··· Information supplied ···

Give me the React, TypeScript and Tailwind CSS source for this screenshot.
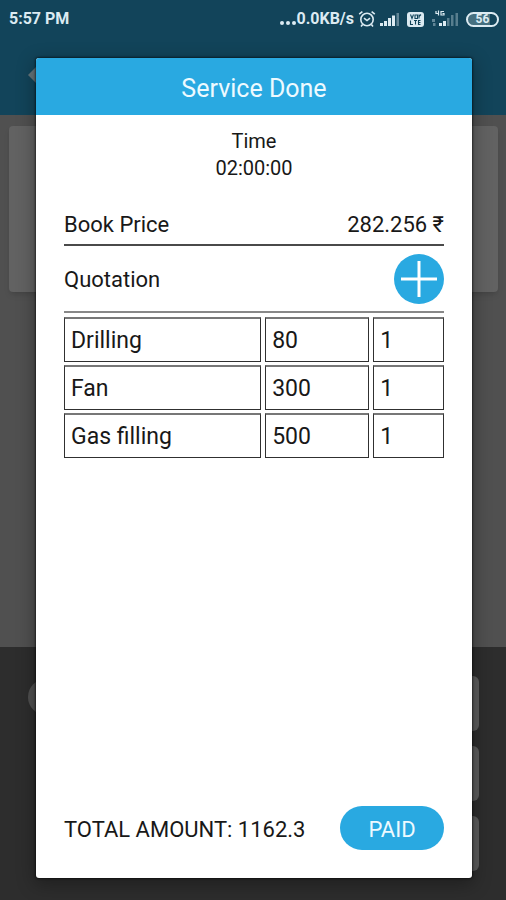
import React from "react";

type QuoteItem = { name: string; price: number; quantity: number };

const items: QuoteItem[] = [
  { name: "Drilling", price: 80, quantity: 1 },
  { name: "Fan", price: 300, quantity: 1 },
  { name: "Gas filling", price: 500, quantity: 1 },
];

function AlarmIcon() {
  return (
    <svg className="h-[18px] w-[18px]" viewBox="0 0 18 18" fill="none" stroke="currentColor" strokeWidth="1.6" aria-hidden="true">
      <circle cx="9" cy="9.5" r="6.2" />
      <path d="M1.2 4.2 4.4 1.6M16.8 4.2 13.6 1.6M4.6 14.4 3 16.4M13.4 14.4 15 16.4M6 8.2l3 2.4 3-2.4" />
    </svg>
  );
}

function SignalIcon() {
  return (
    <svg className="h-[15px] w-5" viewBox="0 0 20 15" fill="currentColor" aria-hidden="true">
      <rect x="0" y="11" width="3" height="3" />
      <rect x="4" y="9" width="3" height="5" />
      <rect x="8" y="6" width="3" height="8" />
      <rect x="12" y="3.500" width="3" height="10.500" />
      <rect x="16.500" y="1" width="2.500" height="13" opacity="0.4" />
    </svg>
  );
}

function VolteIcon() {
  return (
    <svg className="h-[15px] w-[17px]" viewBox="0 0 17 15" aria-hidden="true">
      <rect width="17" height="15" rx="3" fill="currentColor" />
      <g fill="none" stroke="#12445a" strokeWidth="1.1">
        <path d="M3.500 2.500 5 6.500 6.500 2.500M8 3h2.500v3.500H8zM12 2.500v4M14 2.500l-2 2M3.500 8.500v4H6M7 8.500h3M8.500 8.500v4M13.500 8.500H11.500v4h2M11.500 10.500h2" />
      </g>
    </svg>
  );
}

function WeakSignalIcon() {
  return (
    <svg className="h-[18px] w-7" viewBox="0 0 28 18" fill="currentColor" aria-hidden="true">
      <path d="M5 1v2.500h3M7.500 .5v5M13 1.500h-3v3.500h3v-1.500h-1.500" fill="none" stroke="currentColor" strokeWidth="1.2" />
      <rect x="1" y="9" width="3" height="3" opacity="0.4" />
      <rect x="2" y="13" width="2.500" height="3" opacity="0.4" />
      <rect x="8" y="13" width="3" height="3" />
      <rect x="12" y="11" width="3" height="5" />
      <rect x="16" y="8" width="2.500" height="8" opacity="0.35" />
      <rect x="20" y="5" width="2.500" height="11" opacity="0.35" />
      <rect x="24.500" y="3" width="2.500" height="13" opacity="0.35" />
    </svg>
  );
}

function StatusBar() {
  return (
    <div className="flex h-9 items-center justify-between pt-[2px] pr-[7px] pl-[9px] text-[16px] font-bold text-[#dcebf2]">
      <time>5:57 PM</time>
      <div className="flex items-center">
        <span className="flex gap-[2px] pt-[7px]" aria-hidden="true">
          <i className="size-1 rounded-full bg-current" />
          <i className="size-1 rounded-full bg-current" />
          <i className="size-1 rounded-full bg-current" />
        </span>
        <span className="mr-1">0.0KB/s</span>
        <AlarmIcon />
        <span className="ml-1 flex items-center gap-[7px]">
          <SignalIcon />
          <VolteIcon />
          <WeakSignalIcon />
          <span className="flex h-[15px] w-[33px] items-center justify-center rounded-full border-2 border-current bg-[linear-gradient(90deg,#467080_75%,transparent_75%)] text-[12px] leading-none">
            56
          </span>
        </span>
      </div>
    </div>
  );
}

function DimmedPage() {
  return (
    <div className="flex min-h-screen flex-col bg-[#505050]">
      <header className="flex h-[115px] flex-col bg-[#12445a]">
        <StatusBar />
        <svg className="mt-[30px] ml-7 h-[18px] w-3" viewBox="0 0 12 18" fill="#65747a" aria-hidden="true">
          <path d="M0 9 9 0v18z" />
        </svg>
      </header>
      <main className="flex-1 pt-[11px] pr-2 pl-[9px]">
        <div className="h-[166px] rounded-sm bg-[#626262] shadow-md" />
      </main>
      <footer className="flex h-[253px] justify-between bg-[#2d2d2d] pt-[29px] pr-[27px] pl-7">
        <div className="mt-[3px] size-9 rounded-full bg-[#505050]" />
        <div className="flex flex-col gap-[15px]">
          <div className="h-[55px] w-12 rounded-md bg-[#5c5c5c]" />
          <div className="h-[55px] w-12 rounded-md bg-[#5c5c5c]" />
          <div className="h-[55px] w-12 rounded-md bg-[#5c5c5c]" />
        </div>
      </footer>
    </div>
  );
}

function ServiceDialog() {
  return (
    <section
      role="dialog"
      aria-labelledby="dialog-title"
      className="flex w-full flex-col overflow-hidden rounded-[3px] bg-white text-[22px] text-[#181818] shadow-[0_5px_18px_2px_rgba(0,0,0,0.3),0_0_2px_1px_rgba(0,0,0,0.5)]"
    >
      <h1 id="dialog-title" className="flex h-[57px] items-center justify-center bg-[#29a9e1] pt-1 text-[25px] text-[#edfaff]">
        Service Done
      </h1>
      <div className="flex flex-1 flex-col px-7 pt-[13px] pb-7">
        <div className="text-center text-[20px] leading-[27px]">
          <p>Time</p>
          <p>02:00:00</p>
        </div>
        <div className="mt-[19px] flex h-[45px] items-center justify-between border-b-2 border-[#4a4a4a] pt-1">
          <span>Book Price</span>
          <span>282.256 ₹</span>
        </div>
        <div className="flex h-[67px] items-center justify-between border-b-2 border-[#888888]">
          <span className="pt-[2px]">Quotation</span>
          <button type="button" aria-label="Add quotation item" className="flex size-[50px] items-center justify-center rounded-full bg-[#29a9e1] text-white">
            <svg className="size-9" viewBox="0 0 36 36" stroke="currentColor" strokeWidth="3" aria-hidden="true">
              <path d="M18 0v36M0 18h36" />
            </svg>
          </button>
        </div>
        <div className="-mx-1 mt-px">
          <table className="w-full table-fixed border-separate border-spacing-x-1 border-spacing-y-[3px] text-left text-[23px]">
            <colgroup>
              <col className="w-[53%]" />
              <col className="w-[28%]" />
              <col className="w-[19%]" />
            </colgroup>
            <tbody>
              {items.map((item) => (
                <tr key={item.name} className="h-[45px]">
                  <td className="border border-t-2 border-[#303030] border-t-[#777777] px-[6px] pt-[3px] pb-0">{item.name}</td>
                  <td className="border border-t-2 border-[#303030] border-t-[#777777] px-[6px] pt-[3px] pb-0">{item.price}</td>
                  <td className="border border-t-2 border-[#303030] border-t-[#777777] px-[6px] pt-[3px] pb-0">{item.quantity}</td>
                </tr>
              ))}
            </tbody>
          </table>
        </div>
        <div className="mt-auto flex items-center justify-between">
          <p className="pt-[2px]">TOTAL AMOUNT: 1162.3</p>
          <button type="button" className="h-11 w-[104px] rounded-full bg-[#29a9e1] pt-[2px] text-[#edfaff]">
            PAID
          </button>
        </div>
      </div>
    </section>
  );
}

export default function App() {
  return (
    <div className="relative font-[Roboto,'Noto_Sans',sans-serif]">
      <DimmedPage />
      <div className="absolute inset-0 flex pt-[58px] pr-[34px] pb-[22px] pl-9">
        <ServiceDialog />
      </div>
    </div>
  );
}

···

• **Stated exercise**: Print the data above verbatim from the first line through the line holding "string; price: number;", leaving every picture out.

• **Result**:
Give me the React, TypeScript and Tailwind CSS source for this screenshot.
import React from "react";

type QuoteItem = { name: string; price: number; quantity: number };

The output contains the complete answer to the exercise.